Rows from a dataset of pages and code:

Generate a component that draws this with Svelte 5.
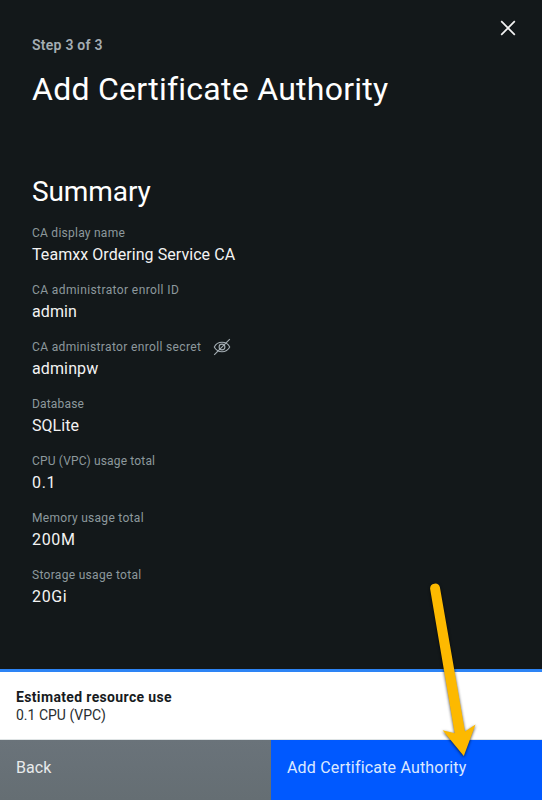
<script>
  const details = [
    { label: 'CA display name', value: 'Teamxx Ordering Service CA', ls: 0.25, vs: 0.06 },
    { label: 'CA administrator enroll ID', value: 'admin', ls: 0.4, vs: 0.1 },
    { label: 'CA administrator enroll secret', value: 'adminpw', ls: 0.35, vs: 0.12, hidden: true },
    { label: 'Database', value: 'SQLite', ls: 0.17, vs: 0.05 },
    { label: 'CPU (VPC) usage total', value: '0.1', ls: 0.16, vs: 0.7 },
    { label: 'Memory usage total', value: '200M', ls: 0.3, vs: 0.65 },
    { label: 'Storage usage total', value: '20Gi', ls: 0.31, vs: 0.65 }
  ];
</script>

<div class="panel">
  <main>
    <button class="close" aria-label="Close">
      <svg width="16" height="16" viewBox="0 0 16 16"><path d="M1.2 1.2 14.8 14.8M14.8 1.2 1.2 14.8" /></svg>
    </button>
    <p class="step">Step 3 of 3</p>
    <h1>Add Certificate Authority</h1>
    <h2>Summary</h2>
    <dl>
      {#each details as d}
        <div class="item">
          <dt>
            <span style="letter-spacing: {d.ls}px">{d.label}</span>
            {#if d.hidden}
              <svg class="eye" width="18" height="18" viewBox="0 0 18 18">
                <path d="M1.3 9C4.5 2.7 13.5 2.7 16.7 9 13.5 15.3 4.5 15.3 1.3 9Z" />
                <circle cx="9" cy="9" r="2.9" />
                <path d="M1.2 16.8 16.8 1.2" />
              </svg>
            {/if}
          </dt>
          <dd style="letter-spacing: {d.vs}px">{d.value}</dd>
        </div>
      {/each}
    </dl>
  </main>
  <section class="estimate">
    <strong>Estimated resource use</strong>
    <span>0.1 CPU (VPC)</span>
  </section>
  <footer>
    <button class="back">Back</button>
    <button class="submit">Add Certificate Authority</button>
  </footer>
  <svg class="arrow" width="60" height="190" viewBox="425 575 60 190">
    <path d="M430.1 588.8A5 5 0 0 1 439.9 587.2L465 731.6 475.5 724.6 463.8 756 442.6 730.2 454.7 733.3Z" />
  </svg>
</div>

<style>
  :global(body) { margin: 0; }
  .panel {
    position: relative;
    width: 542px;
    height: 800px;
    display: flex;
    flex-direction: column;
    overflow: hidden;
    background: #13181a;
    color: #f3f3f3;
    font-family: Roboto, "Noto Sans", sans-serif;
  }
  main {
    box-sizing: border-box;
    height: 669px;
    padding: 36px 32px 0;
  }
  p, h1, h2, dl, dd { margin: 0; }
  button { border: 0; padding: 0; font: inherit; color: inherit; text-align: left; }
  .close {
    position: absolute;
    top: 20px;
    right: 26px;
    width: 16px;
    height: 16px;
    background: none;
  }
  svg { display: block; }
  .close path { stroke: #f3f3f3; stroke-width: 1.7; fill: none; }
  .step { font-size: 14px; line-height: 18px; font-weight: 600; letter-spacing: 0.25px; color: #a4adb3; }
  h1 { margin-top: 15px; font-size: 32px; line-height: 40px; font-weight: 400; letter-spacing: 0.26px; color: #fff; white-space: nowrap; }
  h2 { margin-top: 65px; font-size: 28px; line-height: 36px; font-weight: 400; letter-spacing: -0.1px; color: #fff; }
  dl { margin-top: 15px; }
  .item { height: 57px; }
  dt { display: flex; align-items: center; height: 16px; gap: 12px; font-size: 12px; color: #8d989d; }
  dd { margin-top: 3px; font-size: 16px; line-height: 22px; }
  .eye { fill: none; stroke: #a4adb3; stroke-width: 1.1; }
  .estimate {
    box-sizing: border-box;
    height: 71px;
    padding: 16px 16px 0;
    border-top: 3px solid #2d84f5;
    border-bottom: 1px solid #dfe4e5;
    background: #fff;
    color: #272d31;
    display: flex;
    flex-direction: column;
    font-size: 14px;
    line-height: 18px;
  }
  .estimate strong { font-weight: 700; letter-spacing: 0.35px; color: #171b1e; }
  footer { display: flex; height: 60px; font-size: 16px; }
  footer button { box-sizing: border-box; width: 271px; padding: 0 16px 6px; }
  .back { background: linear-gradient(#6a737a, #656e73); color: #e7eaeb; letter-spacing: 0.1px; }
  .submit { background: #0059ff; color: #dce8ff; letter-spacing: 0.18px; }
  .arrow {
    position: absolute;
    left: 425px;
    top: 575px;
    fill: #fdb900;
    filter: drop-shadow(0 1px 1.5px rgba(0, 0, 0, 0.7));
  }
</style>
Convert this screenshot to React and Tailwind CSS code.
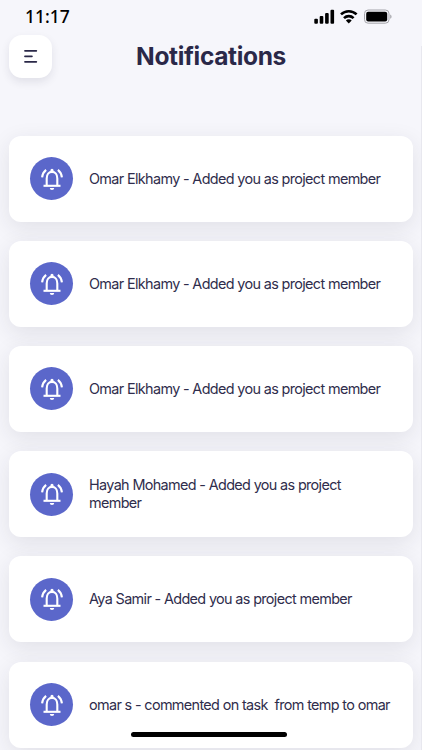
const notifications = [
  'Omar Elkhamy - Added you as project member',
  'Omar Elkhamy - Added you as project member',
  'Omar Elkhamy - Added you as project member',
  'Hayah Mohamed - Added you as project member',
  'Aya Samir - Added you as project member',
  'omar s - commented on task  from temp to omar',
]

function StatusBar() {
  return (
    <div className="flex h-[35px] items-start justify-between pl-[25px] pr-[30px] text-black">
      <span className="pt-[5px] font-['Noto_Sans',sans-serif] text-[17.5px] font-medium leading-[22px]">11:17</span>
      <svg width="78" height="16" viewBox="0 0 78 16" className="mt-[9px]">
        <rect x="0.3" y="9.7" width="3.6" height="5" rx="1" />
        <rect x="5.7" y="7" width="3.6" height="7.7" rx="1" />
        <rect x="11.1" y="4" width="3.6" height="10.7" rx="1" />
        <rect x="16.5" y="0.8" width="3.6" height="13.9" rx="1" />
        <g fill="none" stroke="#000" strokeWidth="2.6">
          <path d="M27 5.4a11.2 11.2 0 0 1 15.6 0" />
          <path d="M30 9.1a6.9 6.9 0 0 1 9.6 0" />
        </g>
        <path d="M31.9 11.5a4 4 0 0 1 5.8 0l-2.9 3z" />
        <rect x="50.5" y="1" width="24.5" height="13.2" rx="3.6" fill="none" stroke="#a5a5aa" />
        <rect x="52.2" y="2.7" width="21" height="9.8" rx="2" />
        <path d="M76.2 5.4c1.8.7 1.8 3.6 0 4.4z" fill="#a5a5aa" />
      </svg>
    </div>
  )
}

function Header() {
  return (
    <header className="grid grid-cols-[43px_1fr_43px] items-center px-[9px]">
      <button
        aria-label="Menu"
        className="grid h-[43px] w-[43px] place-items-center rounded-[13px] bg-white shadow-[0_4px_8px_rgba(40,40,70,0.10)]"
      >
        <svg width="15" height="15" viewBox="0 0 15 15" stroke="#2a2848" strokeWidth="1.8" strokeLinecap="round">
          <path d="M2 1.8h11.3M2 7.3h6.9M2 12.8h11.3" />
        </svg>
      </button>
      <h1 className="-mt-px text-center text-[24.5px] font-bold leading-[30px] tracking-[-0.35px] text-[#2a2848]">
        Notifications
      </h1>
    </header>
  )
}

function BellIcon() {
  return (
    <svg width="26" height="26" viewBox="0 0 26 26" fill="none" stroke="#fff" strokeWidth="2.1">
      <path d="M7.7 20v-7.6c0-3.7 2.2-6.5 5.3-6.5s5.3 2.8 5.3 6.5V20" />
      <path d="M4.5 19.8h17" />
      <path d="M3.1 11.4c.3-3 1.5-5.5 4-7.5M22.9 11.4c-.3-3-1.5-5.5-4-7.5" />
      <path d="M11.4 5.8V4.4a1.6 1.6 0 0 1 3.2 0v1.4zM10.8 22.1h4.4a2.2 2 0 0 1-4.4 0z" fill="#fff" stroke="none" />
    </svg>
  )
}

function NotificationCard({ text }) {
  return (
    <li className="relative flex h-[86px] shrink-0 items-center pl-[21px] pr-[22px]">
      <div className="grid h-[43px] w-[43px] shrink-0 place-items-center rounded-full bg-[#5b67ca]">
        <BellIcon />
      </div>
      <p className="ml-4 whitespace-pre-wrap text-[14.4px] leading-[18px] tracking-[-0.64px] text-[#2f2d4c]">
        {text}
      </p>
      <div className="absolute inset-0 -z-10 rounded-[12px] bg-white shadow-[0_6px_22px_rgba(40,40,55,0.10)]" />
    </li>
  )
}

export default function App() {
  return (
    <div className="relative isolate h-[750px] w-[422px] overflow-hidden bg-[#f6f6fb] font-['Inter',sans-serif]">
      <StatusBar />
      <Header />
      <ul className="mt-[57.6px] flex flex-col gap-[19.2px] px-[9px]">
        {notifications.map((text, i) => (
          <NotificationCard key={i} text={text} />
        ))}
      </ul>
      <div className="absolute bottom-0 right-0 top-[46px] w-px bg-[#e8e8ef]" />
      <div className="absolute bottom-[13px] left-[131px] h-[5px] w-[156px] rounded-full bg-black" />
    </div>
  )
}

Job
Identify the lines of the entries containing the string "this". Copy each such line.

Solved problem
Generate a component that draws this with Svelte 5.
Convert this screenshot to React and Tailwind CSS code.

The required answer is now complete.